2. Wholesaling Real Estate: The Art of the Deal
Wholesaling is a short-term property acquisition strategy that doesn't involve buying and holding real estate. Instead, you act as a middleman, finding distressed properties at a discount, putting them under contract, and then assigning that contract to a cash buyer for a fee.
- The Process:
- Find Distressed Properties: Look for motivated sellers (pre-foreclosure, probate, absentee owners, vacant homes).
- Negotiate a Contract: Secure the property under contract at a significantly reduced price, ensuring your contract includes an "assignability clause."
- Find a Cash Buyer: Build a buyers list of investors (fix-and-flippers, landlords) looking for good deals.
- Assign the Contract: Assign your purchase contract to the cash buyer, who then closes the deal with the original seller. Your profit is the difference between your contract price and the price the cash buyer pays you for the assignment.
- Capital Requirement: Minimal. Your primary investment is time, effort, and marketing costs to find deals and buyers. You typically only need earnest money, which is often a small, refundable deposit.
- Considerations: This requires strong negotiation skills, excellent market analysis to identify undervalued properties, and a robust network of cash buyers. Legal due diligence is paramount; understand local real estate laws regarding assignments.

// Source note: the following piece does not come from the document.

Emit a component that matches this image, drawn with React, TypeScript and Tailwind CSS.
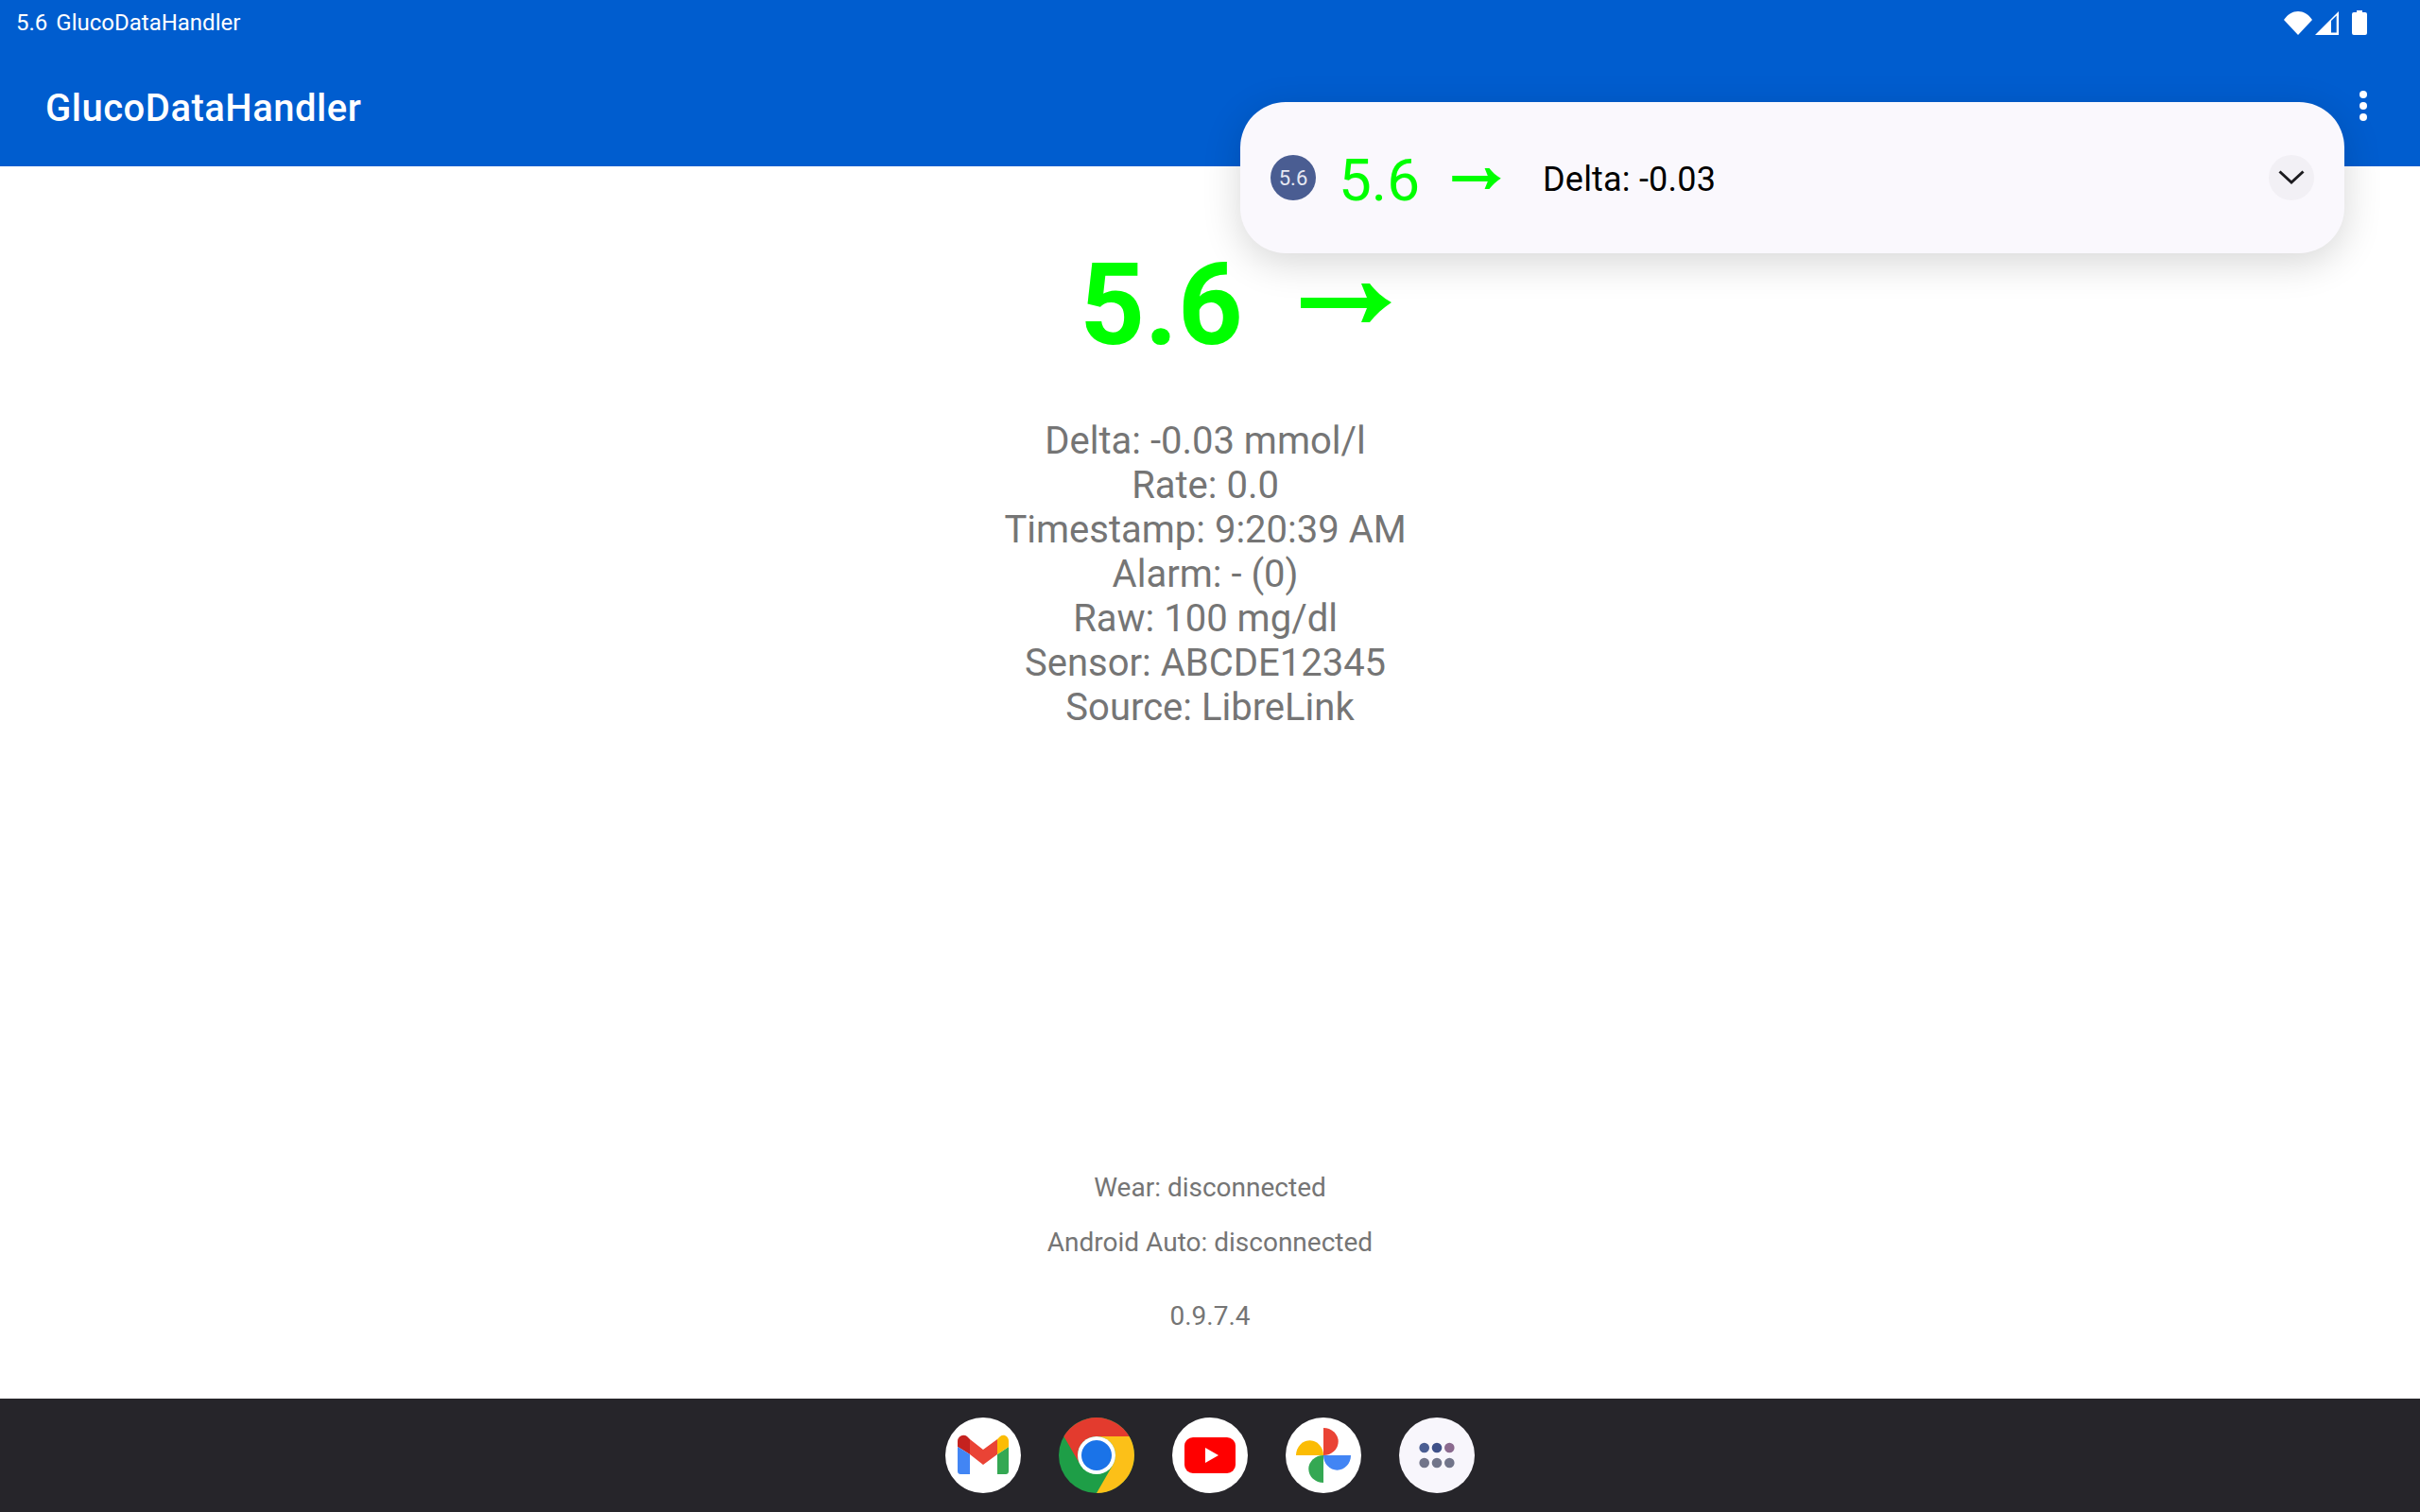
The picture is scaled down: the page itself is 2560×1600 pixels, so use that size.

3. Real Estate Investment Trusts (REITs): Passive Ownership
For those seeking a more passive, hands-off approach with limited capital, REITs offer a compelling avenue. REITs are companies that own, operate, or finance income-producing real estate. They trade on major stock exchanges, much like traditional stocks.
- How they Work: When you invest in a REIT, you're buying shares in a portfolio of commercial real estate assets (apartments, shopping centers, office buildings, data centers, warehouses). They are legally required to distribute at least 90% of their taxable income to shareholders annually in the form of dividends, making them attractive for passive income streams.
- Benefits: High liquidity (you can buy and sell shares easily), diversification (your money is spread across many properties), and professional management. You can start with as little as the cost of a single share.
- 2026 Outlook: Certain sectors of REITs, such as data centers or industrial logistics, continue to show resilience and growth potential, driven by technological trends and e-commerce expansion.
4. Real Estate Crowdfunding Platforms: Fractional Ownership
Crowdfunding platforms have democratized real estate investing, allowing individuals to invest in larger, institutional-quality projects with relatively small amounts of capital.
- The Concept: Investors pool their money together through a platform to collectively fund a real estate project (e.g., development, commercial acquisition, multi-family renovation). You become a fractional owner or lender in the project.
- Capital Requirement: Often as low as $500 to $5,000, depending on the platform and project.
- Due Diligence Process: It's crucial to vet both the platform and the specific projects offered. Understand the fees, the sponsor's track record, and the project's projected returns and risks. Look for platforms that prioritize transparency and have a strong track record.
- Pros & Cons: Offers access to deals typically reserved for accredited investors; however, these investments are often illiquid (money locked in for several years) and carry project-specific risks.
5. Partnerships and Joint Ventures: Leveraging Others' Capital
If you possess significant knowledge, time, or specific skills (e.g., renovation expertise, deal sourcing), but lack capital, consider partnering with someone who has the capital but perhaps lacks the time or expertise.